## start

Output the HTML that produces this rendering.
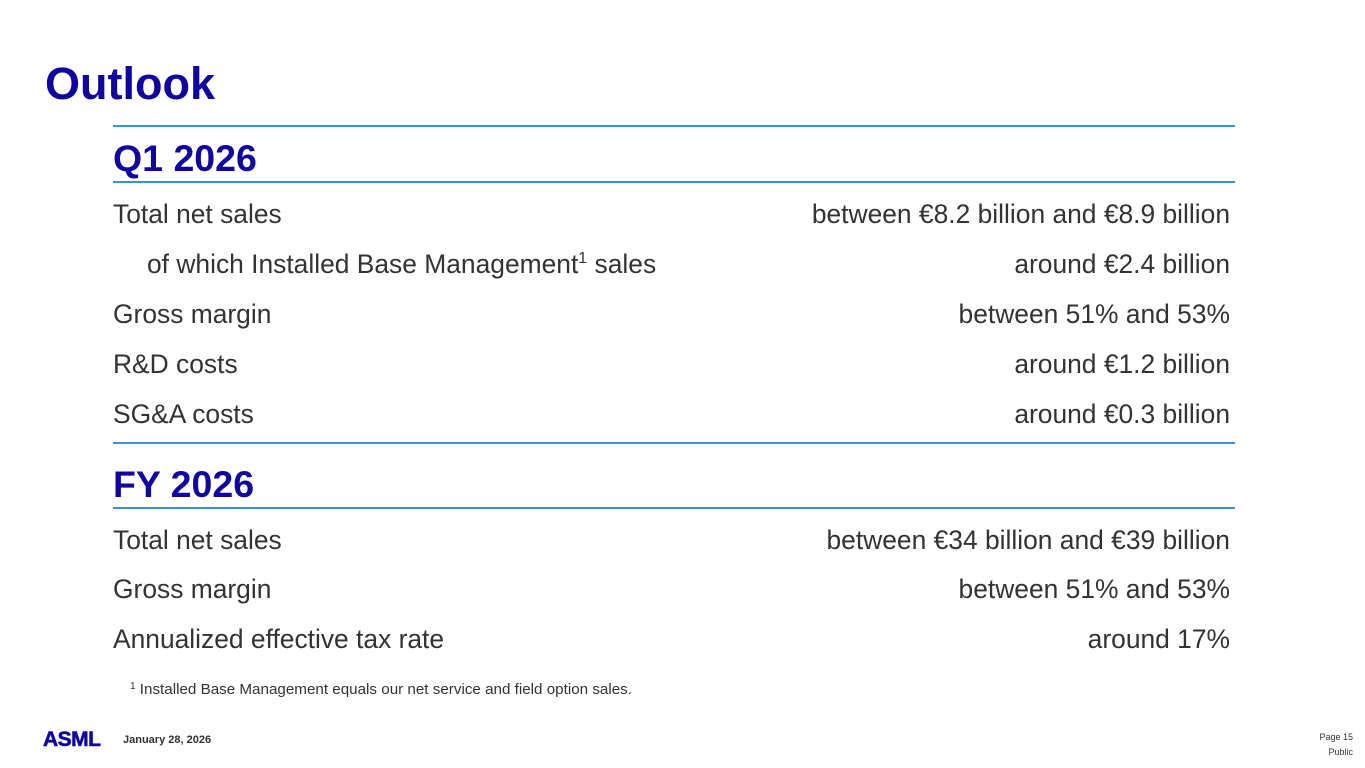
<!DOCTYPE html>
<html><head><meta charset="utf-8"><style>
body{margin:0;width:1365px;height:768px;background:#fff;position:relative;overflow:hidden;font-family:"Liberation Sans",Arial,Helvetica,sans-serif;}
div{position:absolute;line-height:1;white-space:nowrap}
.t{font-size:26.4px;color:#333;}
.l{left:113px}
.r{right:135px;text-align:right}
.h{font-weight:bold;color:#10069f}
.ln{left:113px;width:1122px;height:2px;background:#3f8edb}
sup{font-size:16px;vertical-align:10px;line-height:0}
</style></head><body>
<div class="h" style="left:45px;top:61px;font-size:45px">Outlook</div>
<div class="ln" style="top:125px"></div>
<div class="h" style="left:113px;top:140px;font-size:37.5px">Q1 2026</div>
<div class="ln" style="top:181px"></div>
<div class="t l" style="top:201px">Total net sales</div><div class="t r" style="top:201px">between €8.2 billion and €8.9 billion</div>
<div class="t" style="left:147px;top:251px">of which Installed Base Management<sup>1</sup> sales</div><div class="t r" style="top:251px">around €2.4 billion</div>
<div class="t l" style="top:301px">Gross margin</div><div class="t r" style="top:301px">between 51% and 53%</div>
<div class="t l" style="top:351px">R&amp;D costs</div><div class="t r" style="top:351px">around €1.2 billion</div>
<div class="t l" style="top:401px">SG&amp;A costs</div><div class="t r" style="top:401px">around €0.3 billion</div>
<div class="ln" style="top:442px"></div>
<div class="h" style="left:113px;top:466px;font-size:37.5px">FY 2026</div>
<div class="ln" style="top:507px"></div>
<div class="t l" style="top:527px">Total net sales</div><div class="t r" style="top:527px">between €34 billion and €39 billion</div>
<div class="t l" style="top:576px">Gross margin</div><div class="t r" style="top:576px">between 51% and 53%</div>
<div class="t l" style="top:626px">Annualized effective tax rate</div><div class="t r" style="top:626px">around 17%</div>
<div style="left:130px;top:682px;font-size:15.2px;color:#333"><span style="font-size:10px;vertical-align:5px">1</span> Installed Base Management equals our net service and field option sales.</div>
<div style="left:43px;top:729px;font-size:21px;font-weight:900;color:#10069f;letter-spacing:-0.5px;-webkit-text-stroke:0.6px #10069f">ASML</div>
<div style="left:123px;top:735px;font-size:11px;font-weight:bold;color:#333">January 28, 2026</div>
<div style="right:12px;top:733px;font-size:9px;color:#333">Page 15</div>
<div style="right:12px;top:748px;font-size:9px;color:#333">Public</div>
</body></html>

## end
## start

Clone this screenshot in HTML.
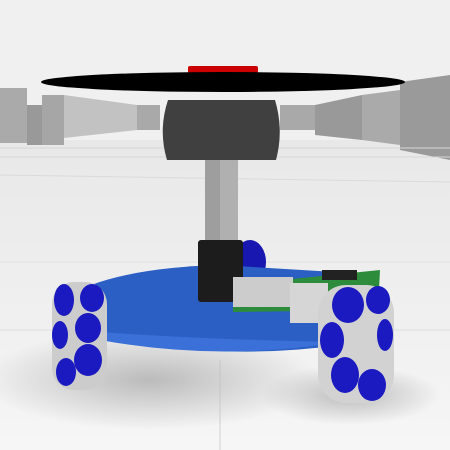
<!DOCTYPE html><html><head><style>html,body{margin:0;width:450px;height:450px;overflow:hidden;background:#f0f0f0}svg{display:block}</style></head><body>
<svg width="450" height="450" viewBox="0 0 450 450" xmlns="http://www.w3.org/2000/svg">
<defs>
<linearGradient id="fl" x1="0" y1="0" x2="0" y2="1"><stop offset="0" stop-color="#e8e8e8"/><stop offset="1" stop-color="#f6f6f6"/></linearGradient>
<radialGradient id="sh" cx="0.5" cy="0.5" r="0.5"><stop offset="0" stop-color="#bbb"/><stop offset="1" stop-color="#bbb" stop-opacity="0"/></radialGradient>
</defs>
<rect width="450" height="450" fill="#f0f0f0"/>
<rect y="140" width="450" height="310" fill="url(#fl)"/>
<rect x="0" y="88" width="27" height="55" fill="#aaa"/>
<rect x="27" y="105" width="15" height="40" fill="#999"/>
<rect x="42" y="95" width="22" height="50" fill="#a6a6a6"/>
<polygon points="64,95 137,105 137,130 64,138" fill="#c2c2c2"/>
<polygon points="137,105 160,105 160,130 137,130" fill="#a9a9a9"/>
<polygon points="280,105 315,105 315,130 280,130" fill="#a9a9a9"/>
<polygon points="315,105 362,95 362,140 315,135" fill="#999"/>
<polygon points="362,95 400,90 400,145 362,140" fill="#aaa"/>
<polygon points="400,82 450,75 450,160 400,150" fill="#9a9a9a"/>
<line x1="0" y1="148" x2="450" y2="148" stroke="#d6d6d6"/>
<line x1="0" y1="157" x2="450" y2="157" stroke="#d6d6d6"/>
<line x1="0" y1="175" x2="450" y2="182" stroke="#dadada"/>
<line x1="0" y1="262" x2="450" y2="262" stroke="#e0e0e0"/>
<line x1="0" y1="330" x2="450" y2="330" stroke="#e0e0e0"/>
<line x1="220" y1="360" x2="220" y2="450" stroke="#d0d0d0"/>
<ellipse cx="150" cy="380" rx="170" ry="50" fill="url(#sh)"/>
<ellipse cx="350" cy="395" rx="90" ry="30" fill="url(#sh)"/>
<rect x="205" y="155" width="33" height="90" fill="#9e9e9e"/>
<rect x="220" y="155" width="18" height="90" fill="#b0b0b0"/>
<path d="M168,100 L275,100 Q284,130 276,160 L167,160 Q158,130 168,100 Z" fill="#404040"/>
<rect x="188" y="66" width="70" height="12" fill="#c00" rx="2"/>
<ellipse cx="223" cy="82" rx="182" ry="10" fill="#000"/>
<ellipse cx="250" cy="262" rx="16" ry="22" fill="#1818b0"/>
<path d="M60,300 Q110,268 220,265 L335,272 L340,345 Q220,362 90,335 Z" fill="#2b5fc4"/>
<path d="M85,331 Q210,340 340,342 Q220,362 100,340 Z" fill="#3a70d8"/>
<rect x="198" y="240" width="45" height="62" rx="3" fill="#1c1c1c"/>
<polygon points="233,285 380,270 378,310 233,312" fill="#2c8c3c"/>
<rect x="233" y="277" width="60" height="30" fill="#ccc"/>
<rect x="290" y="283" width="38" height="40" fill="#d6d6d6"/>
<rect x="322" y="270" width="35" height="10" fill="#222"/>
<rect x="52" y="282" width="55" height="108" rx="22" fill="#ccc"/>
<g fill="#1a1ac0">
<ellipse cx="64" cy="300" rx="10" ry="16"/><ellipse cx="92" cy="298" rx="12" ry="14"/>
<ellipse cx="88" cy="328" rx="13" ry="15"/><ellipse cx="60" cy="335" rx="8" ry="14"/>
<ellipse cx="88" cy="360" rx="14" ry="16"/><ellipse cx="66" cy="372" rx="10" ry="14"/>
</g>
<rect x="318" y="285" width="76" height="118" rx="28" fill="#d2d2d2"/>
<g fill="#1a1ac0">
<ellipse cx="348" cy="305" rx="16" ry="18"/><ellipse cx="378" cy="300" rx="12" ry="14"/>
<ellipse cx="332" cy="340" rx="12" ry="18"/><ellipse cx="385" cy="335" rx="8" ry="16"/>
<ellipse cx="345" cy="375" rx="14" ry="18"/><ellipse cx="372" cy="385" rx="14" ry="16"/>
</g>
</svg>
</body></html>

## end

WHAT IS ASKED ::
Extract every line that has the string "this" in it.

FULL RESPONSE ::
Output the HTML that produces this rendering.
Clone this screenshot in HTML.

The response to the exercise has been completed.